For a lot of people, that would be that. But around that time, Blackwell read a Sports Illustrated article that estimated 60 percent of former NBA players are broke within five years of retirement, and later he was watching a documentary that focused on the high percentage of professional athletes that blow all their money.
“I was like, ‘these are guys making $30-, $40-, $50-million contracts, what do you mean they’re broke?’” he says. “It was because they didn’t make any investments. They were living off their talent, but eventually that comes to an end. I knew that I need to also be skilled in this area as well if I want longevity.”
As he started to make between $30,000 and $50,000 per fight along with about $20,000 annually in endorsements, Blackwell started saving money with eyes on starting his own business. He was reading about successful pro athletes-turned-entrepreneurs, like Shaquille O’Neal and his dozens of Five Guys burger joints and Krispy Kreme donut shops. Family and friends suggested Blackwell start a trucking business.
“I was just saving, saving, saving. I would pay my bills, put a little money to the side, my fun money, go out to eat, go to movies, then I would just save everything,” he says. “Then I was just trying to figure out how I was going to invest my money.”

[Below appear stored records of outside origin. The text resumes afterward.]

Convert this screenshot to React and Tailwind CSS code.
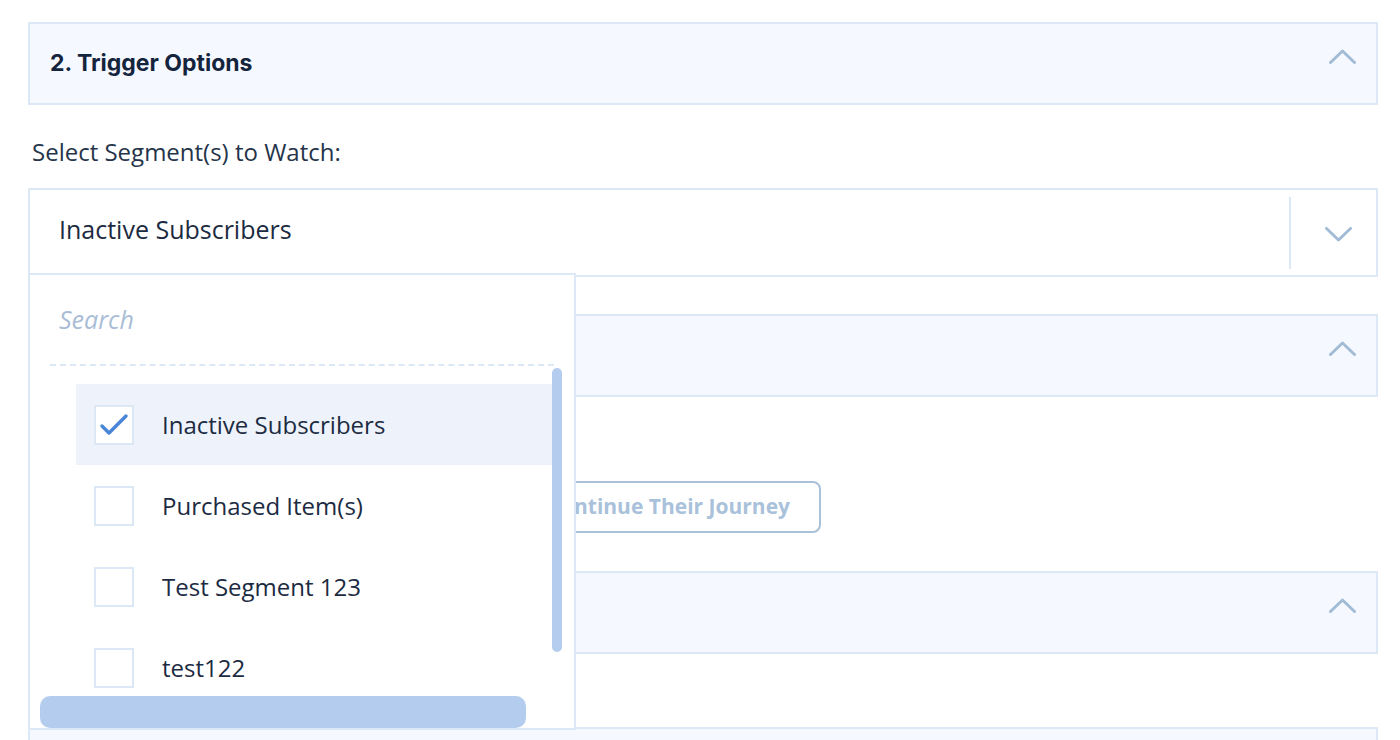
import React from "react";

const Chevron = ({ up }) => (
  <svg width="27" height="15" viewBox="0 0 27 15" fill="none">
    <path
      d={up ? "M1.5 13.5 L13.5 2 L25.5 13.5" : "M1.5 1.5 L13.5 13 L25.5 1.5"}
      stroke="#a3bcd6"
      strokeWidth="3"
      strokeLinecap="round"
      strokeLinejoin="round"
    />
  </svg>
);

const Header = ({ title, className = "" }) => (
  <div
    className={`flex items-center justify-between h-[83px] border-2 border-[#dde8f7] bg-[#f5f9ff] pl-[20px] pr-[20px] ${className}`}
  >
    <span
      className="text-[23px] font-bold text-[#15243d]"
      style={{ fontFamily: "Inter, 'Noto Sans', sans-serif" }}
    >
      {title}
    </span>
    <div className="mb-[14px]">
      <Chevron up />
    </div>
  </div>
);

const Checkbox = ({ checked }) => (
  <div className="w-[40px] h-[40px] shrink-0 border-2 border-[#dde8f7] bg-white flex items-center justify-center">
    {checked && (
      <svg width="30" height="24" viewBox="0 0 30 24" fill="none">
        <path
          d="M3 13 L10 20 L27 3"
          stroke="#4a86d8"
          strokeWidth="3.5"
          strokeLinecap="round"
          strokeLinejoin="round"
        />
      </svg>
    )}
  </div>
);

const items = [
  { label: "Inactive Subscribers", checked: true },
  { label: "Purchased Item(s)" },
  { label: "Test Segment 123" },
  { label: "test122" },
];

export default function App() {
  return (
    <div
      className="w-[1400px] h-[740px] overflow-hidden bg-white pl-[28px] pr-[22px] pt-[22px] text-[#1c2b42]"
      style={{ fontFamily: "'Open Sans', 'Noto Sans', sans-serif" }}
    >
      <Header title="2. Trigger Options" />

      <div className="mt-[33px] pl-[4px] text-[24px] leading-[28px] text-[#25344a]">
        Select Segment(s) to Watch:
      </div>

      <div className="relative mt-[22px]">
        <div className="flex items-center h-[89px] border-2 border-[#dde8f7] bg-white">
          <div className="flex-1 pl-[29px] pb-[6px] text-[25px] text-[#1c2b42]">
            Inactive Subscribers
          </div>
          <div className="w-[2px] h-[72px] bg-[#dde8f7]" />
          <div className="w-[85px] flex items-center justify-center pl-[10px] pt-[4px]">
            <Chevron />
          </div>
        </div>

        <div className="absolute left-0 top-[85px] z-10 w-[548px] h-[457px] border-2 border-[#dde8f7] bg-white overflow-hidden">
          <div className="h-[89px] pl-[29px] pt-[25px] text-[25px] italic text-[#aabdd6] leading-[38px]">
            Search
          </div>
          <div className="mx-[20px] border-t-2 border-dashed border-[#dde8f7]" />
          <div className="pt-[18px] pl-[46px] pr-[22px]">
            {items.map((it) => (
              <div
                key={it.label}
                className={`flex items-center h-[81px] pl-[18px] gap-[28px] ${
                  it.checked ? "bg-[#eef3fb]" : ""
                }`}
              >
                <Checkbox checked={it.checked} />
                <span className="text-[24px] text-[#1c2b42]">{it.label}</span>
              </div>
            ))}
          </div>
          <div className="absolute left-[522px] top-[93px] w-[10px] h-[284px] rounded-full bg-[#b4cdee]" />
          <div className="absolute left-[10px] top-[421px] w-[486px] h-[32px] rounded-[10px] bg-[#b4cdee]" />
        </div>
      </div>

      <Header title="3. Exit Options" className="mt-[37px]" />

      <div className="mt-[84px] w-[793px] flex justify-end">
        <div className="h-[52px] pl-[30px] pr-[29px] flex items-center border-2 border-[#a9c1da] rounded-[8px] text-[21px] font-bold text-[#a9c1da]">
          Let Them Continue Their Journey
        </div>
      </div>

      <Header title="4. Goal Options" className="mt-[38px]" />

      <div className="mt-[73px] h-[83px] border-2 border-[#dde8f7] bg-[#f5f9ff]" />
    </div>
  );
}
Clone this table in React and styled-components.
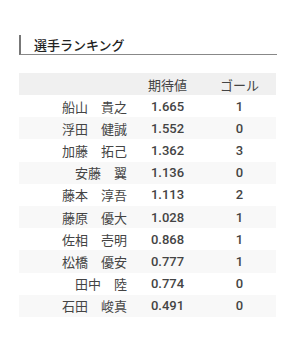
import React from 'react';
import styled, { createGlobalStyle } from 'styled-components';

const players = [
    { name: '船山　貴之', xg: '1.665', goals: 1 },
    { name: '浮田　健誠', xg: '1.552', goals: 0 },
    { name: '加藤　拓己', xg: '1.362', goals: 3 },
    { name: '安藤　翼', xg: '1.136', goals: 0 },
    { name: '藤本　淳吾', xg: '1.113', goals: 2 },
    { name: '藤原　優大', xg: '1.028', goals: 1 },
    { name: '佐相　壱明', xg: '0.868', goals: 1 },
    { name: '松橋　優安', xg: '0.777', goals: 1 },
    { name: '田中　陸', xg: '0.774', goals: 0 },
    { name: '石田　峻真', xg: '0.491', goals: 0 },
];

const App = () => {
    return (
        <>
            <GlobalStyle />
            <Container>
                <Heading>選手ランキング</Heading>
                <Table>
                    <thead>
                        <tr>
                            <HeadCell />
                            <HeadCell>期待値</HeadCell>
                            <HeadCell>ゴール</HeadCell>
                        </tr>
                    </thead>
                    <tbody>
                        {players.map(p => (
                            <Row key={p.name}>
                                <NameCell>{p.name}</NameCell>
                                <NumCell>{p.xg}</NumCell>
                                <NumCell>{p.goals}</NumCell>
                            </Row>
                        ))}
                    </tbody>
                </Table>
            </Container>
        </>
    );
};

const GlobalStyle = createGlobalStyle`
    body {
        margin: 0;
        background: #fff;
        font-family: Roboto, "Noto Sans CJK JP", sans-serif;
    }
`;

const Container = styled.div`
    width: 258px;
    padding: 35px 0 0 19px;
`;

const Heading = styled.h2`
    margin: 0;
    height: 19px;
    line-height: 19px;
    padding-left: 13px;
    border-left: 2px solid #777;
    border-bottom: 1px solid #888;
    font-family: "Noto Sans CJK JP", sans-serif;
    font-size: 13px;
    font-weight: 500;
    color: #222;
`;

const Table = styled.table`
    margin-top: 18px;
    width: 257px;
    border-collapse: collapse;
    table-layout: fixed;

    th:nth-child(1), td:nth-child(1) { width: 113px; }
    th:nth-child(2), td:nth-child(2) { width: 71px; }
`;

const HeadCell = styled.th`
    height: 22px;
    padding: 0;
    background: #f0f0f0;
    font-family: "Noto Sans CJK JP", sans-serif;
    font-size: 13px;
    font-weight: 400;
    color: #444;
    text-align: center;
`;

const Row = styled.tr`
    height: 22.2px;
    &:nth-child(even) {
        background: #f8f8f8;
    }
`;

const NameCell = styled.td`
    padding: 0 5px 0 0;
    text-align: right;
    font-family: "Noto Sans CJK JP", sans-serif;
    font-size: 13px;
    color: #444;
`;

const NumCell = styled.td`
    padding: 0;
    text-align: center;
    font-family: Roboto, sans-serif;
    font-size: 13px;
    font-weight: 500;
    color: #444;
`;

export default App;
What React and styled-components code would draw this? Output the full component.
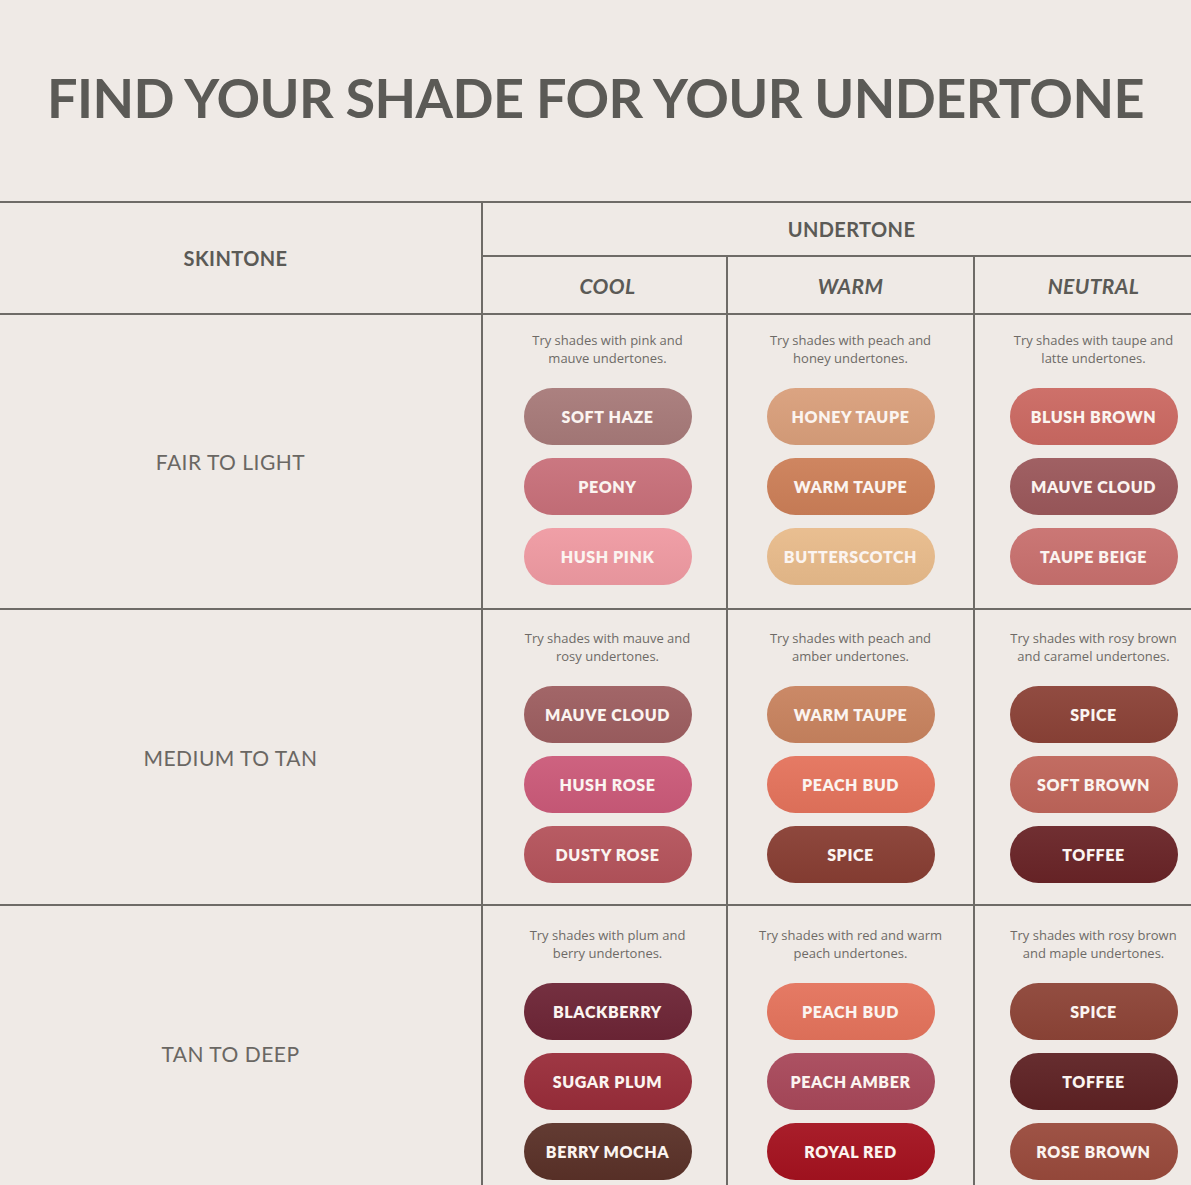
import styled, { createGlobalStyle } from 'styled-components'

const GlobalStyle = createGlobalStyle`
  html, body {
    margin: 0;
    padding: 0;
    background: #efeae6;
    overflow: hidden;
  }
  body {
    font-family: Lato, "Open Sans", sans-serif;
  }
`

const Page = styled.div`
  background: #efeae6;
  min-height: 1185px;
  padding-top: 70px;
`

const Title = styled.h1`
  margin: 0;
  text-align: center;
  font-family: Lato, sans-serif;
  font-weight: 700;
  font-size: 54px;
  line-height: 56px;
  letter-spacing: -0.6px;
  color: #5b5a56;
`

const Table = styled.div`
  margin-top: 75px;
  margin-left: -10px;
  width: 1222px;
  display: grid;
  grid-template-columns: 491px 243px 245px 237px;
  grid-template-rows: 52px 56px 293px 294px 294px;
  gap: 2px;
  background: #6e6b67;
  border-top: 2px solid #6e6b67;
`

const Cell = styled.div`
  background: #efeae6;
  display: flex;
  align-items: center;
  justify-content: center;
  color: #5b5a56;
`

const SkinHead = styled(Cell)`
  grid-row: 1 / span 2;
  font-weight: 700;
  font-size: 20px;
  letter-spacing: 0.4px;
`

const UnderHead = styled(Cell)`
  grid-column: 2 / span 3;
  padding-left: 8px;
  font-weight: 700;
  font-size: 20px;
  letter-spacing: 0.4px;
`

const ToneHead = styled(Cell)`
  padding-left: ${p => p.$shift || 0}px;
  font-weight: 700;
  font-style: italic;
  font-size: 21px;
  letter-spacing: 0.4px;
`

const SkinLabel = styled(Cell)`
  padding-right: 10px;
  font-size: 21px;
  font-weight: 400;
  color: #6a6763;
  letter-spacing: 0.5px;
`

const ShadeCell = styled(Cell)`
  flex-direction: column;
  justify-content: flex-start;
  padding-top: ${p => p.$top}px;
  padding-left: ${p => p.$shift || 0}px;
`

const Desc = styled.p`
  margin: 0 0 21px;
  text-align: center;
  font-family: "Open Sans", sans-serif;
  font-size: 13px;
  line-height: 18px;
  color: #6e6a66;
`

const Pills = styled.div`
  display: flex;
  flex-direction: column;
  gap: 13px;
`

const Pill = styled.div`
  width: 168px;
  height: 57px;
  border-radius: 29px;
  display: flex;
  align-items: center;
  justify-content: center;
  background:
    linear-gradient(180deg, rgba(255,255,255,0.05), rgba(0,0,0,0.04)),
    ${p => p.$color};
  color: #fbf4f0;
  font-weight: 800;
  font-size: 16px;
  letter-spacing: 0.6px;
`

const rows = [
  {
    label: 'FAIR TO LIGHT',
    top: 16,
    cells: [
      { desc: ['Try shades with pink and', 'mauve undertones.'], shades: [['SOFT HAZE', '#a77a79'], ['PEONY', '#c8707a'], ['HUSH PINK', '#ef9aa2']] },
      { desc: ['Try shades with peach and', 'honey undertones.'], shades: [['HONEY TAUPE', '#d99f7b'], ['WARM TAUPE', '#cc7f58'], ['BUTTERSCOTCH', '#e8bb8b']] },
      { desc: ['Try shades with taupe and', 'latte undertones.'], shades: [['BLUSH BROWN', '#cb6962'], ['MAUVE CLOUD', '#9b585b'], ['TAUPE BEIGE', '#c8706e']] },
    ],
  },
  {
    label: 'MEDIUM TO TAN',
    top: 19,
    cells: [
      { desc: ['Try shades with mauve and', 'rosy undertones.'], shades: [['MAUVE CLOUD', '#9d5e60'], ['HUSH ROSE', '#cb5a79'], ['DUSTY ROSE', '#b4535b']] },
      { desc: ['Try shades with peach and', 'amber undertones.'], shades: [['WARM TAUPE', '#c8835f'], ['PEACH BUD', '#e4735c'], ['SPICE', '#883e33']] },
      { desc: ['Try shades with rosy brown', 'and caramel undertones.'], shades: [['SPICE', '#8b4237'], ['SOFT BROWN', '#bf655a'], ['TOFFEE', '#692427']] },
    ],
  },
  {
    label: 'TAN TO DEEP',
    top: 20,
    cells: [
      { desc: ['Try shades with plum and', 'berry undertones.'], shades: [['BLACKBERRY', '#6d2536'], ['SUGAR PLUM', '#992d3a'], ['BERRY MOCHA', '#5a3128']] },
      { desc: ['Try shades with red and warm', 'peach undertones.'], shades: [['PEACH BUD', '#e4735c'], ['PEACH AMBER', '#a8485a'], ['ROYAL RED', '#a4121f']] },
      { desc: ['Try shades with rosy brown', 'and maple undertones.'], shades: [['SPICE', '#8d4437'], ['TOFFEE', '#5e2224'], ['ROSE BROWN', '#994a3c']] },
    ],
  },
]

export default function App () {
  return (
    <Page>
      <GlobalStyle />
      <Title>FIND YOUR SHADE FOR YOUR UNDERTONE</Title>
      <Table>
        <SkinHead>SKINTONE</SkinHead>
        <UnderHead>UNDERTONE</UnderHead>
        <ToneHead $shift={6}>COOL</ToneHead>
        <ToneHead>WARM</ToneHead>
        <ToneHead>NEUTRAL</ToneHead>
        {rows.map(row => (
          <>
            <SkinLabel key={row.label}>{row.label}</SkinLabel>
            {row.cells.map((cell, i) => (
              <ShadeCell key={row.label + i} $top={row.top} $shift={i === 0 ? 6 : 0}>
                <Desc>{cell.desc[0]}<br />{cell.desc[1]}</Desc>
                <Pills>
                  {cell.shades.map(([name, color]) => (
                    <Pill key={name} $color={color}>{name}</Pill>
                  ))}
                </Pills>
              </ShadeCell>
            ))}
          </>
        ))}
      </Table>
    </Page>
  )
}
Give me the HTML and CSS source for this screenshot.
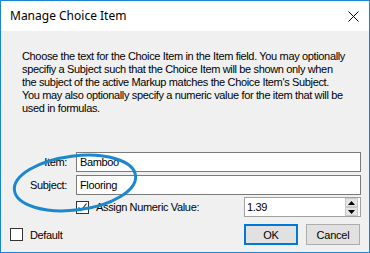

Three years ago he got his answer in unfortunate circumstances. His mother got pneumonia and Blackwell says doctors in a local emergency room performed a surgical procedure on her lung that they shouldn’t have, leaving her struggling to breathe and eventually with heart failure (and a malpractice suit pending). As his mom became weaker and weaker, she asked for one her favorite foods, a chilled Italian ice. She passed away on July 5, 2015 at the age of 50. “When the situation happened with my mom,” Blackwell says, “that’s what solidified Rita’s.”
For about the last month, Blackwell has been maneuvering through the social-distancing era and putting the finishing touches on the Rita’s kiosk at the Rotunda that will open soon. (The signage just went up this week.) And he’s also been training for his next fight, as usual. The day typically starts with a two-mile run in the morning if the weather is good, 10 trips up a 300-flight concrete outdoor staircase in Timonium, followed by a mile run and boxing at a private gym.
“It hasn’t really bothered me much,” he says of the pandemic and stay-at-home rules, “because I’m always trying to find something productive to do anyway.”
It’s not hyperbole: Yahu is everything, and then some.